テロ・紛争の問題は「危険すぎるから」「自分の命が危ないから」「解決が難しすぎるから」「解決策なんてないから」と言われ続け、世界中の人々や団体は直接的な支援を避け続けてきた問題です。日本を見ても、実際に現地に赴き、直接的な支援を行う団体は非常に少ないのが現状です。このような紛争地に足を踏み入れて、直接的な支援を行う人々は、世界中を見ても数えられるほどしかいません。だからこそ我々がやらなければいけないという思いでこの問題に向き合ってきました。
すでに上記を読んでくださった方であればお気づきかもしれませんが、全ての人が最初から「いわゆるテロリスト」として生まれてくるわけではありません。当法人は、いわゆる「加害者」とされる人々の様々かつ生の声を、現地の活動を通じて聞いてきました。昨今、SDGsの「誰一人として取り残さない」という言葉は多くの場面で耳にするようになりましたが、その「誰一人」の中に彼らは入っていません。メデイアで切り取られただけの情報では、あたかも「単なる人殺し」に見えるかもしれません。でも、様々な理由があって組織に入っているのが実態です。「本当に取り残されているのは誰なのか」、この問いに2011年の設立から真正面から向き合ってきました。
1度組織に入ってしまえば、誰も手を差し伸べない、誰もが無視し続けられる、危ないから近づきたくない、そんな世界のなかで、だからこそ我々が「受け入れ」、「1人にしない」ようにしなければいけません。確かにいわゆるテロ組織の一員ではありますが、同じ「人権」という名のもとに語るのであれば、彼らも我々と同じ一人の人間です。1人でも多くの人が、暴力ではない方向に歩めるよう支えられたら、という強い思いで日々活動しています。

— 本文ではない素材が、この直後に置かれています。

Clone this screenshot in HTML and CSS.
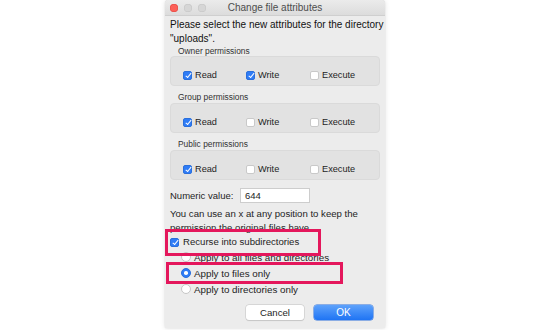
FILE: index.html
```html
<!DOCTYPE html>
<html>
<head>
<meta charset="utf-8">
<link rel="stylesheet" href="styles.css">
</head>
<body>
<div class="window">
  <div class="titlebar">
    <div class="lights"><span class="light red"></span><span class="light"></span><span class="light"></span></div>
    <div class="title">Change file attributes</div>
    <div></div>
  </div>
  <div class="content">
    <p class="intro">Please select the new attributes for the directory<br>"uploads".</p>

    <div class="group-label first">Owner permissions</div>
    <div class="box">
      <div class="opt"><span class="cb on"></span>Read</div>
      <div class="opt"><span class="cb on"></span>Write</div>
      <div class="opt"><span class="cb"></span>Execute</div>
    </div>

    <div class="group-label">Group permissions</div>
    <div class="box">
      <div class="opt"><span class="cb on"></span>Read</div>
      <div class="opt"><span class="cb"></span>Write</div>
      <div class="opt"><span class="cb"></span>Execute</div>
    </div>

    <div class="group-label">Public permissions</div>
    <div class="box">
      <div class="opt"><span class="cb on"></span>Read</div>
      <div class="opt"><span class="cb"></span>Write</div>
      <div class="opt"><span class="cb"></span>Execute</div>
    </div>

    <div class="numeric"><span class="num-label">Numeric value:</span><span class="input">644</span></div>
    <p class="help">You can use an x at any position to keep the<br>permission the original files have.</p>

    <div class="recurse"><span class="cb on"></span>Recurse into subdirectories</div>
    <div class="radios">
      <div class="radio-row"><span class="rb"></span>Apply to all files and directories</div>
      <div class="radio-row"><span class="rb on"></span>Apply to files only</div>
      <div class="radio-row"><span class="rb"></span>Apply to directories only</div>
    </div>

    <div class="buttons"><span class="btn">Cancel</span><span class="btn primary">OK</span></div>
  </div>
  <div class="mark mark1"></div>
  <div class="mark mark2"></div>
</div>
</body>
</html>
```

FILE: styles.css
```css
html, body {
  margin: 0;
  padding: 0;
  background: #ffffff;
}
body {
  display: flex;
  justify-content: center;
  font-family: "Liberation Sans", Arial, sans-serif;
  color: #1e1e1e;
  width: 550px;
  height: 330px;
  overflow: hidden;
}
.window {
  position: relative;
  width: 220px;
  height: 328px;
  background: #ececec;
  border-radius: 4px 4px 0 0;
  box-shadow: 0 0 5px rgba(0, 0, 0, 0.12), 0 0 1px rgba(0, 0, 0, 0.2);
}
.titlebar {
  height: 15px;
  border-bottom: 1px solid #cfcfcf;
  background: linear-gradient(#ebebeb, #dcdcdc);
  border-radius: 4px 4px 0 0;
  display: grid;
  grid-template-columns: 1fr auto 1fr;
  align-items: center;
}
.lights {
  display: flex;
  gap: 6px;
  padding-left: 5px;
}
.light {
  width: 8px;
  height: 8px;
  border-radius: 50%;
  background: #d6d6d6;
  box-shadow: inset 0 0 0 0.5px #c4c4c4;
}
.light.red {
  background: #fc5f57;
  box-shadow: inset 0 0 0 0.5px #e0443e;
}
.title {
  font-size: 10px;
  color: #4d4d4d;
  line-height: 16px;
}
.content {
  padding: 0 5px;
}
.intro {
  margin: 2px 0 0;
  font-size: 10px;
  line-height: 14px;
  white-space: nowrap;
  color: #111;
}
.group-label {
  font-size: 8.4px;
  line-height: 11px;
  padding-left: 8px;
  color: #333;
  margin-top: 6px;
}
.group-label.first {
  margin-top: 0;
  line-height: 10px;
}
.box {
  box-sizing: border-box;
  height: 30px;
  background: #e2e2e2;
  border: 1px solid #dadada;
  border-radius: 4px;
  padding: 12px 0 0 12px;
  display: grid;
  grid-template-columns: 63px 64px auto;
  align-content: start;
}
.opt {
  display: flex;
  align-items: center;
  gap: 3px;
  font-size: 9.2px;
  line-height: 12px;
  height: 12px;
  color: #1e1e1e;
}
.cb {
  box-sizing: border-box;
  width: 9px;
  height: 9px;
  border-radius: 2px;
  background: #fff;
  border: 0.5px solid #c9c9c9;
  position: relative;
  flex: none;
}
.cb.on {
  background: #2f7cf6;
  border-color: #2a6fdc;
}
.cb.on::after {
  content: "";
  position: absolute;
  left: 2.6px;
  top: 0.6px;
  width: 2.4px;
  height: 4.8px;
  border-right: 1.4px solid #fff;
  border-bottom: 1.4px solid #fff;
  transform: rotate(40deg);
}
.numeric {
  margin-top: 8px;
  display: flex;
  align-items: center;
  height: 15px;
  font-size: 9.5px;
}
.num-label {
  width: 70px;
}
.input {
  box-sizing: border-box;
  width: 70px;
  height: 15px;
  background: #fff;
  border: 1px solid #cdcdcd;
  padding-left: 4px;
  line-height: 13px;
  font-size: 9.5px;
}
.help {
  margin: 4px 0 0;
  font-size: 9.6px;
  line-height: 14px;
  white-space: nowrap;
}
.recurse {
  display: flex;
  align-items: center;
  gap: 4px;
  font-size: 9.6px;
  line-height: 14px;
  height: 14px;
}
.radios {
  padding-left: 11px;
}
.radio-row {
  display: flex;
  align-items: center;
  gap: 3px;
  height: 16px;
  font-size: 9.8px;
  white-space: nowrap;
}
.rb {
  box-sizing: border-box;
  width: 10px;
  height: 10px;
  border-radius: 50%;
  background: #fff;
  border: 0.5px solid #c6c6c6;
  flex: none;
  position: relative;
}
.rb.on {
  background: #2f7cf6;
  border-color: #2a6fdc;
}
.rb.on::after {
  content: "";
  position: absolute;
  left: 50%;
  top: 50%;
  width: 3.6px;
  height: 3.6px;
  margin: -1.8px 0 0 -1.8px;
  border-radius: 50%;
  background: #fff;
}
.buttons {
  margin-top: 8px;
  display: flex;
  justify-content: flex-end;
  gap: 10px;
  padding-right: 7px;
}
.btn {
  box-sizing: border-box;
  width: 58px;
  height: 15px;
  border-radius: 3px;
  background: #fff;
  box-shadow: 0 0 0 0.5px #c4c4c4, 0 0.5px 1px rgba(0, 0, 0, 0.15);
  font-size: 9.6px;
  line-height: 15px;
  text-align: center;
  color: #1e1e1e;
}
.btn.primary {
  width: 59px;
  background: linear-gradient(#5ea2fb, #1f74f4);
  box-shadow: 0 0 0 0.5px #2a6fdc;
  color: #fff;
  font-size: 10px;
}
.mark {
  position: absolute;
  box-sizing: border-box;
  border: 3px solid #e4175c;
}
.mark1 {
  left: 0;
  top: 229px;
  width: 156px;
  height: 27px;
}
.mark2 {
  left: 1px;
  top: 262px;
  width: 177px;
  height: 22px;
}
```
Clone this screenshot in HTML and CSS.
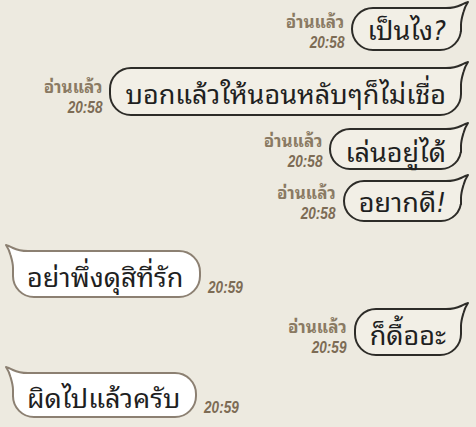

最後に1つお伝えしたいのは、皆さんのご支援により、いわゆる加害者とされる彼らだけでなく、その先にある「傷付けられ、失われるはずだった命」まで救われるということです。そして、これまで発生したテロによって失われた我々と活動を共にしてきた現地の同志、これまでテロによって亡くなった人々全ての命と想い、全てがこの活動にかかっています。
我々があと少しでも頑張れたなら、あと少しでも協力してくれる方を募れたら、その協力であと少しプロジェクトを拡大できたなら、救えたはずの命があります。それだけみなさんのご支援によって救われるものがあります。
「テロと紛争のない世界の実現」のために、どうぞご協力のほど、よろしくお願い申し上げます。